比利時來華耶穌會士柏應理從澳門回到歐洲後出版了《中國哲學家孔子》,這本書實際上是傳教士們的集體之作,在歐洲產生了廣泛的影響,著名哲學家萊布尼茨也看到了這本書。對於中國這個遙遠的國度,萊布尼茨始終抱以一種平等的態度,他沒有傳教士們那種「歐洲中心主義」,基督教文化至高無上的觀點,他在《中國近事》中說:「我希望有一天他們會教授我們感興趣的東西——實用哲學之道和更加合理的生活方式,甚至其他藝術……因此我相信,若不是我們借一個超人的偉大聖德,也即基督宗教給我們的神聖饋贈而勝過他們,如果推舉一位智者來評判哪個民族最傑出,而不是評判哪個女神最美貌,那麼他將會把金蘋果判給中國人。」伏爾泰讀到了這本書後,儒家思想成為其思想的武器,他展開與中世紀神學的鬥爭,由此拉開了歐洲近代思想變革之幕。與此同時,在歐洲形成的18世紀中國熱是從澳門出發返回歐洲的傳教士們所催生出來的社會文化思潮。

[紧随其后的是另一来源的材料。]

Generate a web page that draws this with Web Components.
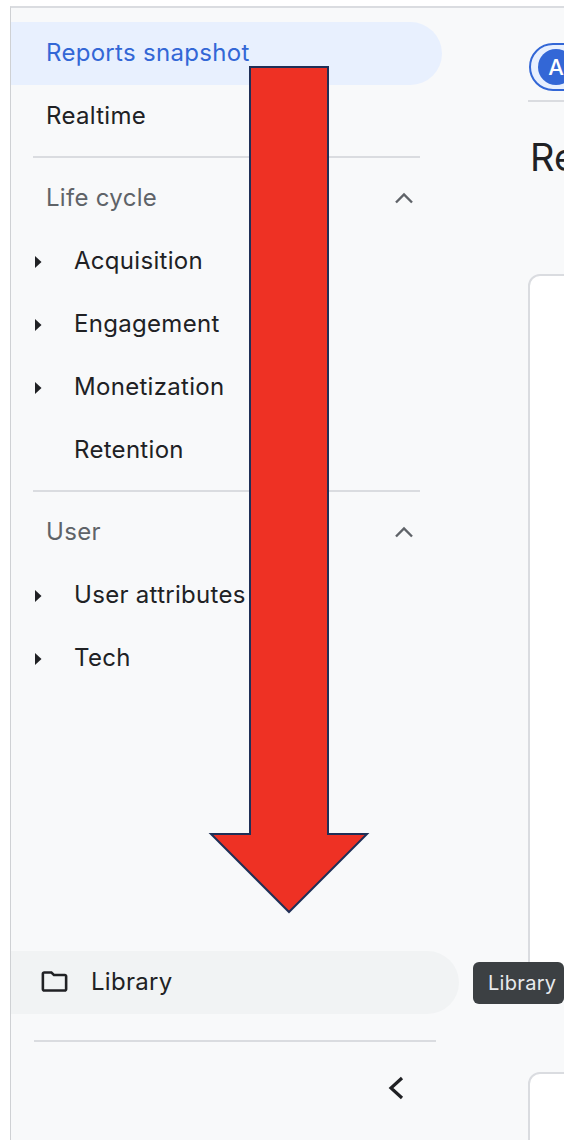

從澳門傳回歐洲的中國文化在西方的東方學中終於催生出了一門新的學科:漢學。雷慕薩成為西方第一位專業漢學家,與傳教士相比,他的研究指向是很清楚的:作為學術的漢學,而不是作為傳教的漢學。耶穌會的傳教路線是「合儒易佛」,在對中國文化的研究上重點是儒家,因此,對儒家學說的翻譯成為一代又一代耶穌會士的漢學家們的重點任務。到雷慕薩時,他研究的重點再不是儒學,他的博士論文寫的中國醫學,他的成名作是《法顯〈佛國記〉的譯註》,這是過去在華的耶穌會士的漢學家們從來沒有做過的,這本譯著實際上開闢了以後法國漢學的一個重要的研究方向:對佛教的研究。

此外,雷慕薩在研究的情趣上更為世俗化,除了中國重大的歷史和政治外,對中國世俗性的生活介紹也成為他的研究內容。例如,他翻譯的《玉嬌梨法文翻譯》、《法譯中國短篇小說集》,《玉嬌梨》是當時的市井流行小說。當然,這個分析只是初步根據雷慕薩的書目著作表來判斷的,未必完全準確,但從他的研究書目中還是可以看出這些最基本的特點的。雷慕薩是中國學術界應該記住的名字,正是從他開始對中國文化的研究在世界範圍內正式展開,漢學研究進入西方的教育研究體制之中。今年是西方專業漢學誕生200周年,值此,整個西方漢學界應該感謝澳門,這裡才是西方漢學的真正起點。